The Committee met to discuss House Bill 1565 (Hahn-R-Northampton), which proposes to remove the existing riparian forest buffer requirement for land developments that require erosion and sedimentation control and post-construction stormwater permits when occurring alongside Pennsylvania’s scientifically determined Special Protection Waters.
Pennsylvania’s rivers and streams with the most outstanding water quality, reflected in both water quality chemistry and aquatic life, are afforded the greatest degree of protection, and are designated either High Quality (HQ) or Exceptional Value (EV). Collectively, these streams are often referred to as Special Protection Waters.
“The science is robust, clear, and growing—forested streamside buffers provide a myriad of functions from the protection of drinking water resources to reducing the impacts of flooding, and even support of vital habitat for our economically important game fisheries, said Harry Campbell, CBF Pennsylvania Director. “Establishing or maintaining a streamside forested buffer no less than 150 feet wide for our most pristine streams, is a critical component of reducing pollution and improving water quality.”
For nearly two decades Pennsylvania has invested in restoring streamside forests. Protecting existing forested buffers, while at the same time re-establishing lost buffers, is an integral component of Pennsylvania’s efforts under the Chesapeake Bay Clean Water Blueprint.
“Without protected and restored streamside forests, the Commonwealth will have difficulty meeting targeted pollution reductions as established in the state Watershed Implementation Plan, and meeting our clean water goals will be far more challenging and costly,” Campbell continued.
Benefits of Buffers
Research has continuously indicated that forested buffers provide significant removal of nonpoint source pollution, such as nitrogen, sediment, and phosphorus—the leading causes of stream degradation in Pennsylvania and the major pollutants impacting the Chesapeake Bay.
While site-specific conditions dictate the effectiveness, many researchers have concluded that buffers can remove upwards of 80 to 90 percent of such contaminants when equal or greater to 100 feet in width.
Forested buffers also help to reduce the costs of treating drinking water. Research has shown that trees play a vital role in maintaining the quality of the water entering drinking water treatment plants and, therefore, reduce the costs of treatment. More than half of all Pennsylvania residents get their drinking water from streams, reservoirs, or lakes, and according to the U.S. Environmental Protection Agency for every $1 that we invest in protecting water quality at the source – we save $27 – the cost of treating that water to be suitable for drinking.

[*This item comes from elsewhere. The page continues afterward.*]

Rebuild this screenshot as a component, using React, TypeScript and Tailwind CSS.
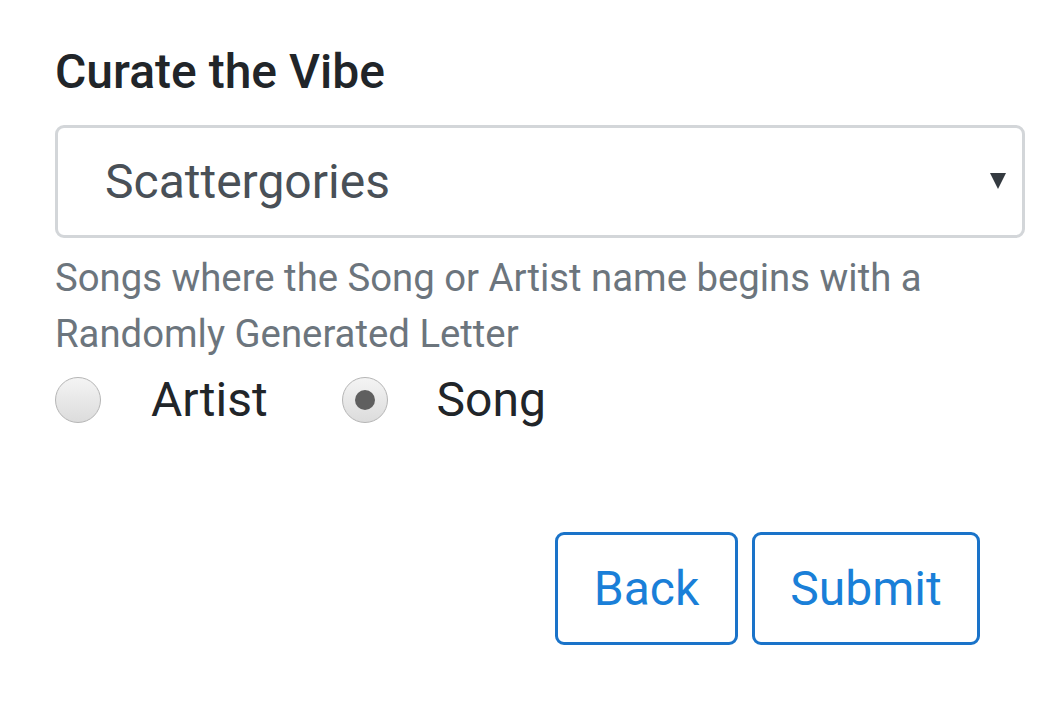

Another cost worth considering is the real, and the human costs associated with floods. Towns across the Commonwealth have suffered the burden of costly repairs to flood protection systems, such as underground pipes and land-consuming detention or infiltration basins. They have also suffered the aftermath of catastrophic floods.
“Hundreds of small towns throughout the Commonwealth deal with these issues every time it rains,” said Campbell. “Increasing development pressures and impermeable surfaces further exacerbate the issue.”
This is where proactive planning and green infrastructure, like streamside buffers, can greatly assist communities in dealing with stormwater problems. A riparian buffer can help to prevent property damage because they capture, absorb, and store amounts of rainfall up to 40 times greater than disturbed soils, like agricultural fields or construction sites, and 15 times more than a typical suburban lawn.
Research has consistently concluded that because of these benefits, those projects which preserve and restore buffer systems often require less or smaller-sized stormwater infrastructure.
Yet one final benefit of buffers worth noting is simply the added value of having trees in our communities.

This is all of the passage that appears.